I suppose the motor could be less powerful if I were to opt for gears instead of direct drive. The rear wheel could easily be fitted with a 5 or 6 speed Shimano transmission as commonly found on MTB's. Has anyone experimented with CVT transmissions? I recently discovered there are models suitable for bicycle use (NuVinci), and I suppose these could be used in conjunction with an electric motor. They are quite a bit more expensive than traditional gears, so would they be worth the extra investment? 

Any advice, tips, suggestions, etc., etc.,?

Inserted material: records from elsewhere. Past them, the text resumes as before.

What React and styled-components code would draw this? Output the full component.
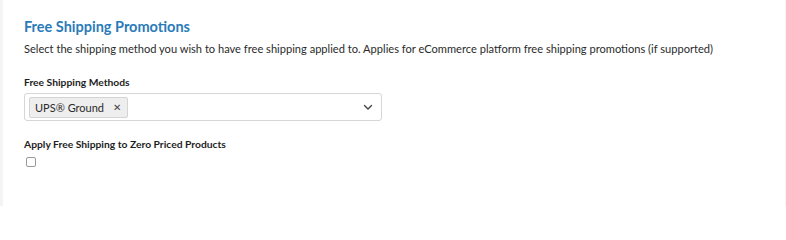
import React from "react";
import styled, { createGlobalStyle } from "styled-components";

const Global = createGlobalStyle`
  html, body { margin: 0; padding: 0; background: #fff; }
  body { font-family: Lato, "Open Sans", sans-serif; color: #333; }
  * { box-sizing: border-box; }
`;

const Frame = styled.div`
  display: flex;
  width: 786px;
  height: 206px;
  background: #f4f4f6;
`;

const Panel = styled.section`
  flex: 1;
  margin-left: 3px;
  margin-right: 1px;
  background: #fff;
  padding: 18px 0 0 21px;
  display: flex;
  flex-direction: column;
`;

const Title = styled.h2`
  margin: 0;
  font-size: 14.5px;
  font-weight: 700;
  color: #2b7bb9;
  line-height: 18px;
`;

const Desc = styled.p`
  margin: 6px 0 0;
  font-size: 11.1px;
  line-height: 14px;
  color: #2a2a2a;
`;

const Label = styled.label`
  display: block;
  margin-top: ${(p) => p.$top}px;
  font-size: 10.3px;
  font-weight: 700;
  line-height: 12px;
  color: #1e1e1e;
`;

const Select = styled.div`
  margin-top: 5px;
  width: 358px;
  height: 28px;
  border: 1px solid #d6d6d6;
  border-radius: 3px;
  display: flex;
  align-items: center;
  padding: 0 4px;
`;

const Tag = styled.span`
  display: inline-flex;
  align-items: center;
  height: 21px;
  padding: 0 6px 0 5px;
  background: #eeeeee;
  border: 1px solid #d4d4d4;
  border-radius: 2px;
  font-size: 11px;
  color: #2a2a2a;
`;

const Remove = styled.span`
  margin-left: 9px;
  font-size: 10px;
  color: #444;
`;

const Spacer = styled.div`
  flex: 1;
`;

const Chevron = styled.svg`
  width: 10px;
  height: 10px;
  margin-right: 4px;
`;

const Check = styled.span`
  display: block;
  margin: 7px 0 0 2px;
  width: 10px;
  height: 10px;
  border: 1px solid #9a9a9a;
  border-radius: 2px;
  background: #fff;
`;

export default function App() {
  return (
    <>
      <Global />
      <Frame>
        <Panel>
          <Title>Free Shipping Promotions</Title>
          <Desc>
            Select the shipping method you wish to have free shipping applied to. Applies for eCommerce platform free shipping promotions (if supported)
          </Desc>
          <Label $top={20}>Free Shipping Methods</Label>
          <Select>
            <Tag>
              UPS® Ground<Remove>✕</Remove>
            </Tag>
            <Spacer />
            <Chevron viewBox="0 0 10 10">
              <path d="M1.5 3.5 L5 7 L8.5 3.5" fill="none" stroke="#444" strokeWidth="1.4" strokeLinecap="round" strokeLinejoin="round" />
            </Chevron>
          </Select>
          <Label $top={17}>Apply Free Shipping to Zero Priced Products</Label>
          <Check />
        </Panel>
      </Frame>
    </>
  );
}
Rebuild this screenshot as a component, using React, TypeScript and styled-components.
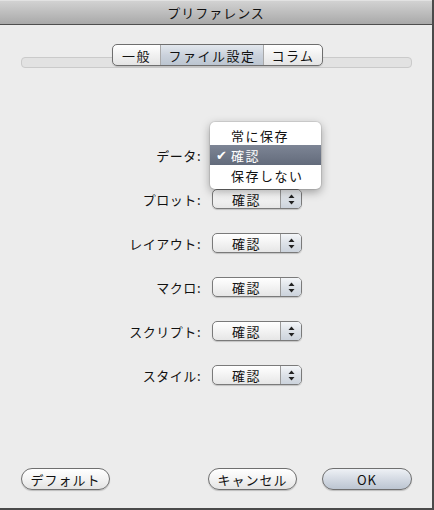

I am aiming for a 45km/h (28mph) top speed, if possible an 80km range (50 miles, half of my ordinary moped) and a moped weight of 25 to 30 kgs (55 to 65 lbs) + batteries.


----------



## Gravitic Anomaly (Jun 19, 2008)

FWIW,
In the USA the same 45km/h rule for Moped's applies. The Sach's, Puch's, and Honda 2 cycle motors are about 2.25 HP or 1680 watts. The 30 km/h bikes are 1.1 HP. The powerband on the engines is quite narrow so gearing or a CVT is required.
A brushless motor run off of a good PWM controller will have a flatter torque speed curve and need at most two speeds. I would think about using a Sturmy-Archer 3 speed hub just to keep it simple. 
From a power stand point you will not need 2.25 HP continuously. Unless of course you run a gas Moped wide open throttle all the time. I at least throttle back for turns 
An 800W output brushless motor should equal the performance of the two cycle engine if the batteries can give it the current it needs.
A brushed motor would have to be in the 1100W output range.
I have a Sachs Westlake (similar to a Heracles) and a Motron Moped I have been thinking of converting to electric or hybrid.
Let us know how the project goes.


----------



## Gravitic Anomaly (Jun 19, 2008)

Oh, I forgot.
Be cautious when looking at the scooter motors that say they are 1.8 or 2 KW. Unlike gas engines there is no standard rating system. Some manufactures state the peak power capability of the motor and not the continuous rating. The Chinese motors in particular are often rated this way. Model airplane motors are usually rated by the power INPUT watts giving huge numbers for the most ineffcient motors.
Reputable motor manufactures rate the motor by the tempurature rise and the insulation system thermal capacity. They are designed to run the rated power constantly. Peak capacity is usually 2x to 4x of rated as long as the average power is within the rated power.


----------



## akumabito (Jun 23, 2008)

Thanks for the advice, it's much appreciated!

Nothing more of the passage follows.